ローマのピラミッド、ローマのエジプト
オスティア・アンティーカへ行く朝。
オスティエンセ広場 Piazzale Ostiense 角のチェント ペルチェント ビオ 100%BIO というビーガンのカフェでスケッチしました。
ピラミデという駅名の由来の、駅前に建つガイウス・ケスティウスのピラミッド。
ローマにピラミッドがある理由は、ローマ軍がクレオパトラ(紀元前69年〜30年)を破りエジプトを征服した後、エジプト風のピラミッドの墓がローマの富裕層に流行した名残り。
私が初めてローマに来た時、タクシーから見えたこのピラミッドはとっても不思議でした。
2012年〜2015年の修復の際に八木通商という日本の会社がスポンサーになり、外壁だけでなく、内部の美しい壁画も修復されました。
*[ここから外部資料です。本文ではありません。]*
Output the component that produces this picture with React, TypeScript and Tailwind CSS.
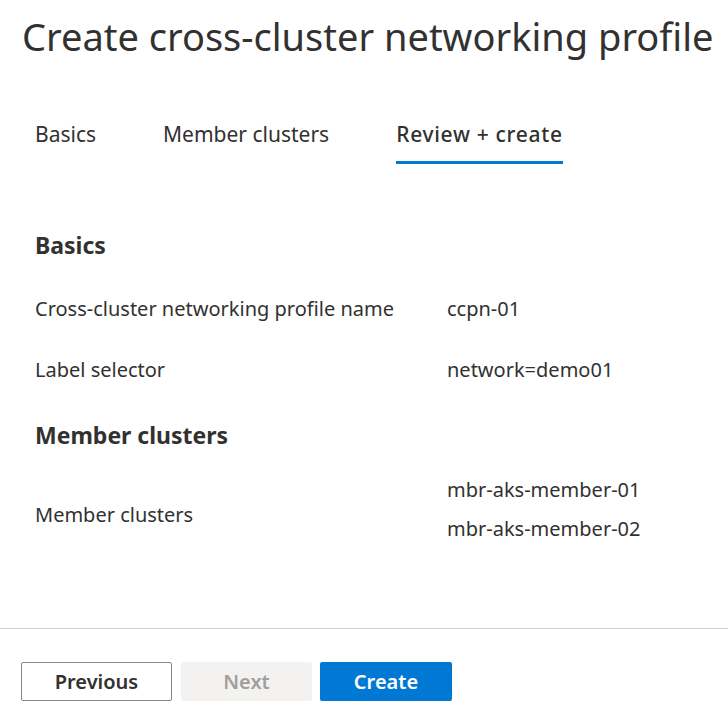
import React from 'react'

const font = { fontFamily: '"Noto Sans", "Open Sans", sans-serif' }

function Row({ label, values }: { label: string; values: string[] }): React.JSX.Element {
  const multi = values.length > 1
  return (
    <div className="flex items-center leading-[28px]">
      <div className={multi ? 'w-[412px] shrink-0 pt-[11px]' : 'w-[412px] shrink-0'}>{label}</div>
      <div className="flex flex-col gap-[11px]">
        {values.map((v) => (
          <div key={v}>{v}</div>
        ))}
      </div>
    </div>
  )
}

export default function App(): React.JSX.Element {
  return (
    <div className="w-[728px] h-[711px] bg-white text-[#323130] flex flex-col overflow-hidden" style={font}>
      {/* Header */}
      <h1 className="pl-[22px] pt-[10px] text-[38px] leading-[52px] whitespace-nowrap">
        Create cross-cluster networking profile
      </h1>

      {/* Tabs */}
      <div className="flex pl-[35px] mt-[58px] text-[21px] leading-[28px]">
        <div className="pb-[16px] mr-[67px]">Basics</div>
        <div className="pb-[16px] mr-[67px]">Member clusters</div>
        <div className="pb-[13px] border-b-[3px] border-[#0078d4] font-medium tracking-[0.7px]">Review + create</div>
      </div>

      {/* Review content */}
      <div className="pl-[35px] mt-[65px] text-[20px] flex flex-col">
        <h2 className="text-[23px] font-bold leading-[32px]">Basics</h2>
        <div className="mt-[34px]">
          <Row label="Cross-cluster networking profile name" values={['ccpn-01']} />
        </div>
        <div className="mt-[33px]">
          <Row label="Label selector" values={['network=demo01']} />
        </div>
        <h2 className="mt-[35px] text-[23px] font-bold leading-[32px]">Member clusters</h2>
        <div className="mt-[25px]">
          <Row label="Member clusters" values={['mbr-aks-member-01', 'mbr-aks-member-02']} />
        </div>
      </div>

      {/* Footer */}
      <div className="mt-auto border-t border-[#d2d0ce] pl-[21px] pt-[33px] pb-[10px] flex text-[20px]">
        <button className="w-[151px] h-[39px] rounded-[2px] border border-[#8a8886] font-semibold">
          Previous
        </button>
        <button className="ml-[9px] w-[131px] h-[39px] rounded-[2px] bg-[#f3f2f1] text-[#a19f9d] font-semibold" disabled>
          Next
        </button>
        <button className="ml-[8px] w-[132px] h-[39px] rounded-[2px] bg-[#0078d4] text-white font-semibold">
          Create
        </button>
      </div>
    </div>
  )
}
ローマを歩くと、エジプトを想わせる風景が多いことに気づくはずです。
象形文字が刻まれたオベリスクが広場に建ち、ローマの街にとけ込んでいます。
パンテオン前ロトンダ広場のオベリスクはラムセス2世のオベリスク、ミネルバ広場の子象が担ぐオベリスクはウアフイブラー王のものです。
その他、ポポロ広場、サン・ジョバンニ・イン・ラテラノ大聖堂広場、モンテチトーリオ広場などが本物のエジプトのオベリスクです。
18世紀の建築家ピラネージ Giovanni Battista Piranesi (1720-1778)はヴェネツィア生まれですが、ローマに憧れて20歳で移住します。
彼は生涯に渡ってローマの古代遺跡や街並みを調査し、描き続けました。
ピラミッド やオベリスクのある風景画も描いています。
実際にピラネージがローマに住み始めた時代には、ピラネージがイメージしていたローマらしい風景は少なく、彼は次第に郊外の遺跡に野営して描いたり、奇想の風景も描くようになります。
パリ生まれの画家ユベール・ローベル Hubert Robert (1733-1808年)はピラネージを師と仰ぎ、ローマの風景をカプリッチョというコラージュ的構成で多く描いています。
ガイウス・ケスティウスのピラミッドの裏に、保護猫の施設公園や外人墓地があるそうで、そこから眺める美しいピラミッドの風景を、私もいつか描いてみたいのです。